# start of The input
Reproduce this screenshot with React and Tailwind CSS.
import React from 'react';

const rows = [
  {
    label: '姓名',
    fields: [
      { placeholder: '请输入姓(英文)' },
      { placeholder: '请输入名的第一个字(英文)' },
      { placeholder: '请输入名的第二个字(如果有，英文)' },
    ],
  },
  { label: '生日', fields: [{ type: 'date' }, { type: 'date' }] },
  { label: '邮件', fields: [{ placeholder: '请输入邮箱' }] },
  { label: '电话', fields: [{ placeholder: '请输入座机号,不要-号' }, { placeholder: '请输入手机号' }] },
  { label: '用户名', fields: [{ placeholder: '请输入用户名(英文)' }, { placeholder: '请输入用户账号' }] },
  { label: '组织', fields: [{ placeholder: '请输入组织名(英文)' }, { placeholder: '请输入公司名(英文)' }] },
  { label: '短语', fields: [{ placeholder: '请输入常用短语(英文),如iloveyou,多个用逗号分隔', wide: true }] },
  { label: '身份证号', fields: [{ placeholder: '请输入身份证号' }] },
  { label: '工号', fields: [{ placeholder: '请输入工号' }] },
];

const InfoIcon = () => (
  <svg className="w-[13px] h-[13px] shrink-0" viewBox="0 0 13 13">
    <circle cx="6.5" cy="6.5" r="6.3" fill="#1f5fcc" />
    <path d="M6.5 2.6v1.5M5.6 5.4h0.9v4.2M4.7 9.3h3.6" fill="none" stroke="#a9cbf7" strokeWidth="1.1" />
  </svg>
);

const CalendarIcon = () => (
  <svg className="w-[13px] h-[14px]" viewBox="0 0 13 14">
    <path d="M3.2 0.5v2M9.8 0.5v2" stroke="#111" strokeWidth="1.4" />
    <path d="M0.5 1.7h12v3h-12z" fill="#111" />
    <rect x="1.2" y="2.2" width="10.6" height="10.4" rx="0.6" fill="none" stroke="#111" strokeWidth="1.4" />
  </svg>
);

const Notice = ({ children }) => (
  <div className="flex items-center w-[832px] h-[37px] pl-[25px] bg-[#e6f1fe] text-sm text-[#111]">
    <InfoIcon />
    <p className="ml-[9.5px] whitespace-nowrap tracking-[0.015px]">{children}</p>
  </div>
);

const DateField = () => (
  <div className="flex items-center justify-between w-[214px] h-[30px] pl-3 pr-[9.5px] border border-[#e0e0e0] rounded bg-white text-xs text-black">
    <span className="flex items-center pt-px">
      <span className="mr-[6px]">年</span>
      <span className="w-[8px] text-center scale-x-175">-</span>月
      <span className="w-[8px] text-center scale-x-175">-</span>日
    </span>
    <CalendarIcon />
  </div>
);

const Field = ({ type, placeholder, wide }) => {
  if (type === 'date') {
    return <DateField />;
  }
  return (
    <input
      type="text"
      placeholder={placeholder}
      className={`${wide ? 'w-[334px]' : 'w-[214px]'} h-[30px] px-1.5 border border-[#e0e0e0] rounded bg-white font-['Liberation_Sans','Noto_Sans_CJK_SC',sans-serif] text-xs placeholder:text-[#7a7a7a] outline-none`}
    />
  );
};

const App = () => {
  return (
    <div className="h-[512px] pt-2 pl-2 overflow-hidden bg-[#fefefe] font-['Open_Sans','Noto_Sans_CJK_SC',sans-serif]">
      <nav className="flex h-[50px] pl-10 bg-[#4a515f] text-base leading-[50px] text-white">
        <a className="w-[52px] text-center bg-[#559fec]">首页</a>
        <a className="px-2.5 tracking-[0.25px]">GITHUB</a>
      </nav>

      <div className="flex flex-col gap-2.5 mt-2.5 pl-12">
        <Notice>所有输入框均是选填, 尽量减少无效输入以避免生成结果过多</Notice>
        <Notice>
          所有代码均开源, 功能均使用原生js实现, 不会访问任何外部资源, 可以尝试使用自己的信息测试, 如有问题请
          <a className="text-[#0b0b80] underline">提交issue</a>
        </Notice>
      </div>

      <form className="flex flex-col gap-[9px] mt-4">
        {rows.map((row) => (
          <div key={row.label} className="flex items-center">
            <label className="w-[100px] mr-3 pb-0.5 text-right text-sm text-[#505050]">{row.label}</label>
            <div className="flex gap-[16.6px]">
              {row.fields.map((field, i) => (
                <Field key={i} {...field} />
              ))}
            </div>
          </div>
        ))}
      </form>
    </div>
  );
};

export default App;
# end of The input
# start of The input
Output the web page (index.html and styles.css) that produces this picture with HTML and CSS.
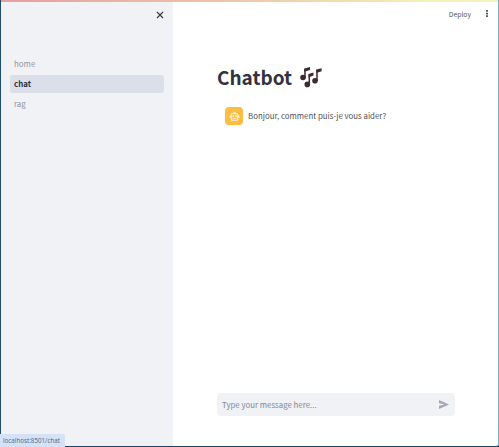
# end of The input
# start of The input
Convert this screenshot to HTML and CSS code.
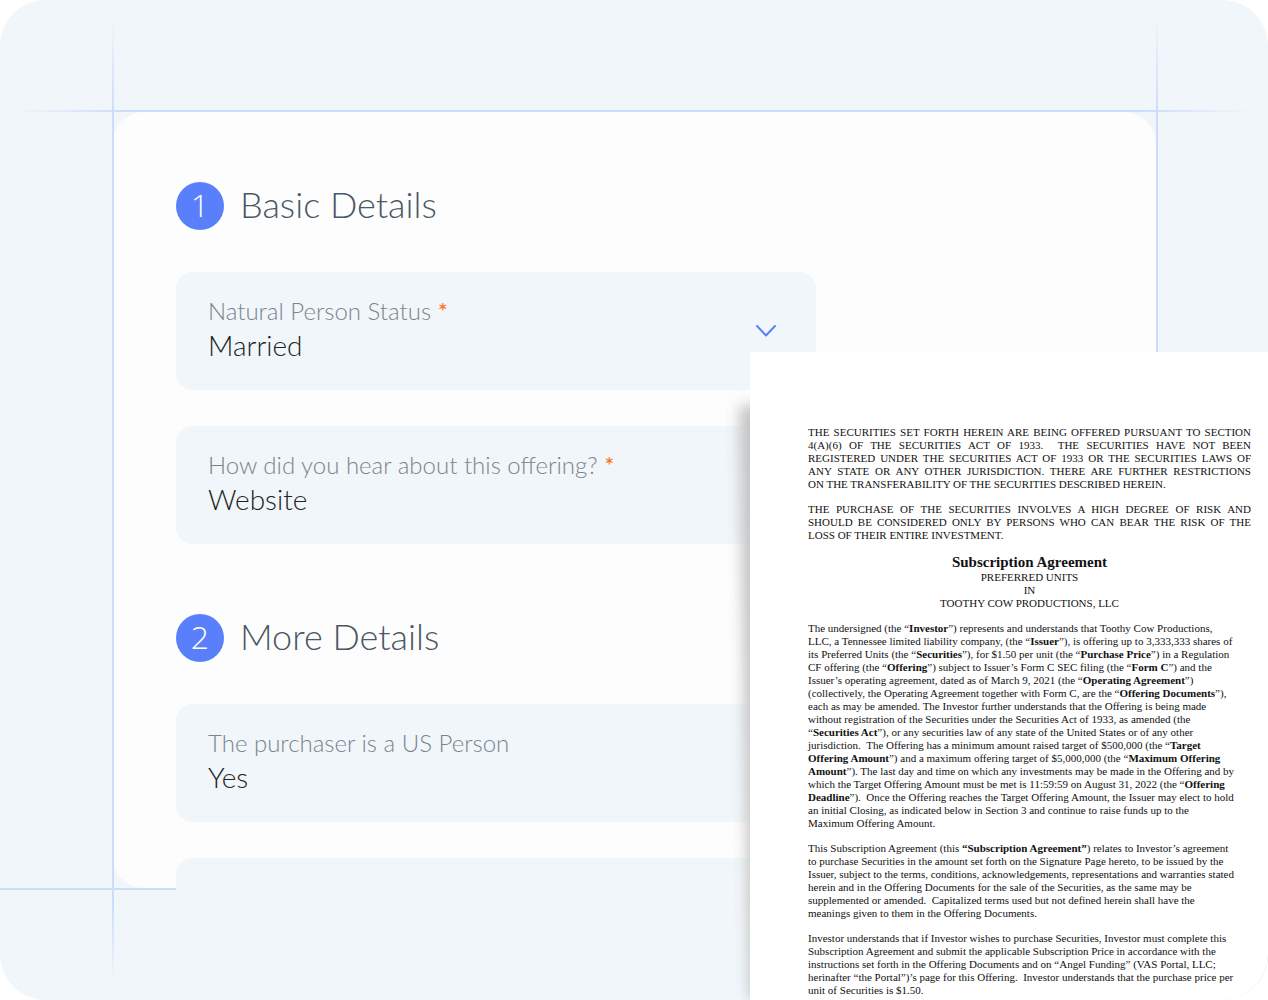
# end of The input
**The request**
Output nothing except the lines from the line with "Reproduce this screenshot" through the line with "import React from 'react';", copied exactly, end lines included.

**Answer below**
Reproduce this screenshot with React and Tailwind CSS.
import React from 'react';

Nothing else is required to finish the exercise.